Истины искусства страдательны, основаны на принудительности знака, в этом залог их эпистемологической эффективности. “Произведение искусства стоит большего, чем философский трактат, ибо развертываемое в знаке – глубже любых ясно выраженных значений. То, что нам причиняет страдание - богаче всех результатов нашей добровольной или сосредоточенной работы, т.к. то, что "вынуждает мыслить" – более значимо, чем сама мысль” (С.55-56).    

Опять вспоминается ключевое понятие эстетики В. Кандинского - “внутренняя необходимость”. Делез выделяет у Пруста слова “случайность” и “неотвратимость”, противопоставляемые философскому понятию “метода” (С.41).
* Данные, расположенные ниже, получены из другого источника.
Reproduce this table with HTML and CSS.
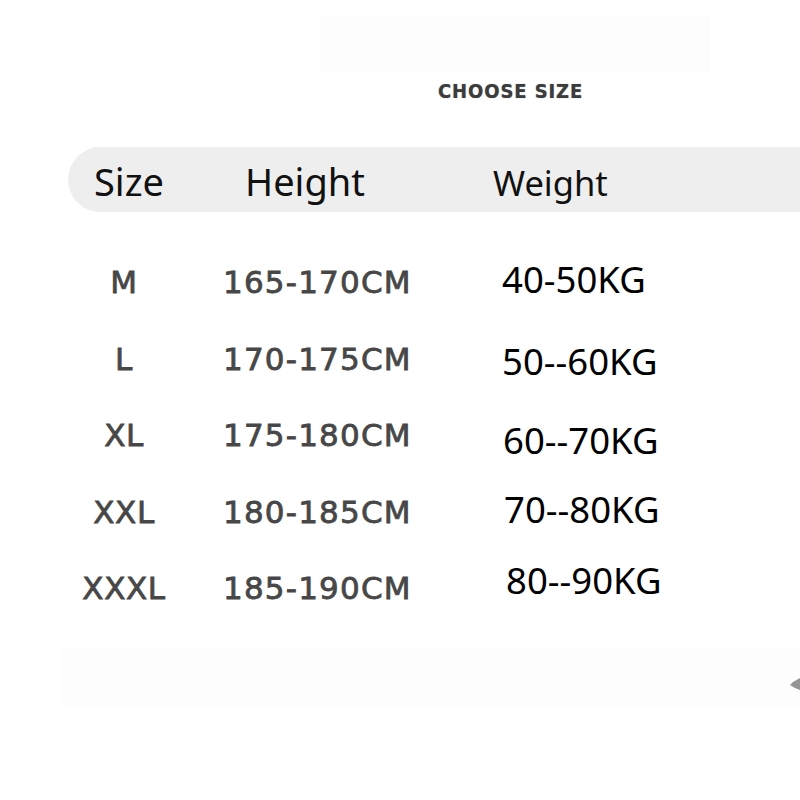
FILE: index.html
```html
<!DOCTYPE html>
<html lang="en">
<head>
<meta charset="utf-8">
<title>Choose Size</title>
<link rel="stylesheet" href="styles.css">
</head>
<body>
<div class="page">
  <div class="ghost"></div>
  <div class="title">CHOOSE SIZE</div>
  <div class="bar">
    <span class="h h-size">Size</span>
    <span class="h h-height">Height</span>
    <span class="h h-weight">Weight</span>
  </div>
  <div class="table">
    <div class="sh">
      <div class="sz">M</div><div class="ht">165-170CM</div>
      <div class="sz">L</div><div class="ht">170-175CM</div>
      <div class="sz">XL</div><div class="ht">175-180CM</div>
      <div class="sz">XXL</div><div class="ht">180-185CM</div>
      <div class="sz">XXXL</div><div class="ht">185-190CM</div>
    </div>
    <div class="weights">
      <div class="wt w1">40-50KG</div>
      <div class="wt w2">50--60KG</div>
      <div class="wt w3">60--70KG</div>
      <div class="wt w4">70--80KG</div>
      <div class="wt w5">80--90KG</div>
    </div>
  </div>
  <div class="band">
    <svg class="blob" width="12" height="14" viewBox="0 0 12 14"><path d="M12 1 L12 13 L7 11 L2 8 L5 5 Z" fill="#666" opacity="0.7"/></svg>
  </div>
</div>
</body>
</html>
```

FILE: styles.css
```css
html, body {
  margin: 0;
  padding: 0;
  background: #ffffff;
}
.page {
  width: 800px;
  height: 800px;
  overflow: hidden;
  padding-top: 15px;
  box-sizing: border-box;
}
.ghost {
  margin-left: 320px;
  width: 390px;
  height: 57px;
  background: #fdfdfd;
}
.title {
  margin-top: 9px;
  padding-left: 438px;
  height: 20px;
  line-height: 20px;
  font-family: "DejaVu Sans Condensed", "DejaVu Sans", sans-serif;
  font-stretch: condensed;
  font-weight: bold;
  font-size: 20px;
  letter-spacing: 0.9px;
  color: #3c3c3c;
  text-shadow: 0 0 1px rgba(60,60,60,0.6);
}
.bar {
  margin-top: 46px;
  margin-left: 68px;
  height: 65px;
  box-sizing: border-box;
  padding-top: 15px;
  background: #eeeeee;
  border-radius: 33px 0 0 33px;
  display: flex;
  align-items: baseline;
  font-family: "Noto Sans", sans-serif;
  color: #111111;
}
.h {
  line-height: 1;
}
.h-size {
  font-size: 38px;
  margin-left: 26px;
  width: 151px;
}
.h-height {
  font-size: 38px;
  width: 248px;
}
.h-weight {
  font-size: 34.5px;
}
.table {
  display: flex;
  margin-top: 32px;
}
.sh {
  display: grid;
  grid-template-columns: 120px 240px;
  grid-auto-rows: 76.5px;
  column-gap: 39px;
  margin-left: 64px;
  font-family: "DejaVu Sans", sans-serif;
  font-size: 31px;
  line-height: 76.5px;
  color: #474747;
  letter-spacing: 0.6px;
  -webkit-text-stroke: 0.8px #474747;
}
.sz {
  text-align: center;
}
.ht {
  letter-spacing: 1.2px;
}
.weights {
  margin-left: 39px;
  margin-top: 15px;
  display: flex;
  flex-direction: column;
  font-family: "Noto Sans", sans-serif;
  font-size: 36.5px;
  line-height: 40px;
  color: #000000;
}
.w2 { margin-top: 42px; }
.w3 { margin-top: 39px; padding-left: 1px; }
.w4 { margin-top: 29px; padding-left: 2px; }
.w5 { margin-top: 31px; padding-left: 4px; }
.band {
  margin-top: 22px;
  margin-left: 60px;
  height: 57px;
  background: #fdfdfd;
  display: flex;
  justify-content: flex-end;
  align-items: center;
}
.blob {
  display: block;
  margin-top: 14px;
}
```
К истине нельзя прийти методично. Необходим случай, необходима эмпирическая встреча, столкновение с тем, что принуждает к интерпретации, мышление начинает испытывать давление неотвратимости. Истины искусства нельзя передавать, им можно только научиться самому. Делез цитирует Пруста: “Никто не смог бы мне прочитать и исследовать внутреннее пространство книги неведомых знаков... подобное прочтение состоит из актов созидания, ничто и никто не может заменить нас самих, ни даже сотрудничать с нами на этом пути...” (С.124). Правда, не всякое искусство ведет к “конечному откровению”. Не ведет искусство “наблюдения и описания” (С.59), реалистическое и популярное искусство, поскольку оно разделяет “объективистские иллюзии”, отождествляя знак с предметом, который его носит или “излучает”. Оно также нацелено на ясные и определенные значения, на “простоту узнаваний” (С.52), на своеобразное поклонение перед предметом.

То, что говорит Делез, вполне характерно для модернистской критики предшествующего искусства. Пруст немало об этом писал. Но здесь есть один спорный момент. Вряд ли реалистическое и натуралистическое, в целом позитивистское отношение к предметам можно назвать поклонением. Наоборот, литературный позитивизм не замечал вещей как таковых. Они для него выступали плоскими знаками социального мира, представлялись воплощениями исключительно социальных сущностей. Таковы, например, вещи в “Мертвых душах” Н. Гоголя, рассказывающие не о себе, а о своих владельцах. Только модернизм по-настоящему сосредоточился на вещах, как бы внимая гуссерлевскому призыву возвращения к самим вещам. Возвращение произошло, в частности, в акмеизме, который действительно поклонился простой вещи, но вещи, не доступной “простому узнаванию”. Вместе с тем вещь в акмеизме сделалась таинственной сама по себе, без того, чтобы становится символом невыразимого, как это произошло в символизме. Думается, что поэтика Пруста в отношении вещи, если отталкиваться от заданной модернистской парадигмы, находится где-то между символизмом и акмеизмом. Его романы полны и вполне акмеистскими “вещами, опьяненными собой” (О. Мандельштам), и символистскими вещами-трамплинами в сферы realiora. В любом случае Делез слишком быстро расправляется с проблемой предметности в литературе и искусстве.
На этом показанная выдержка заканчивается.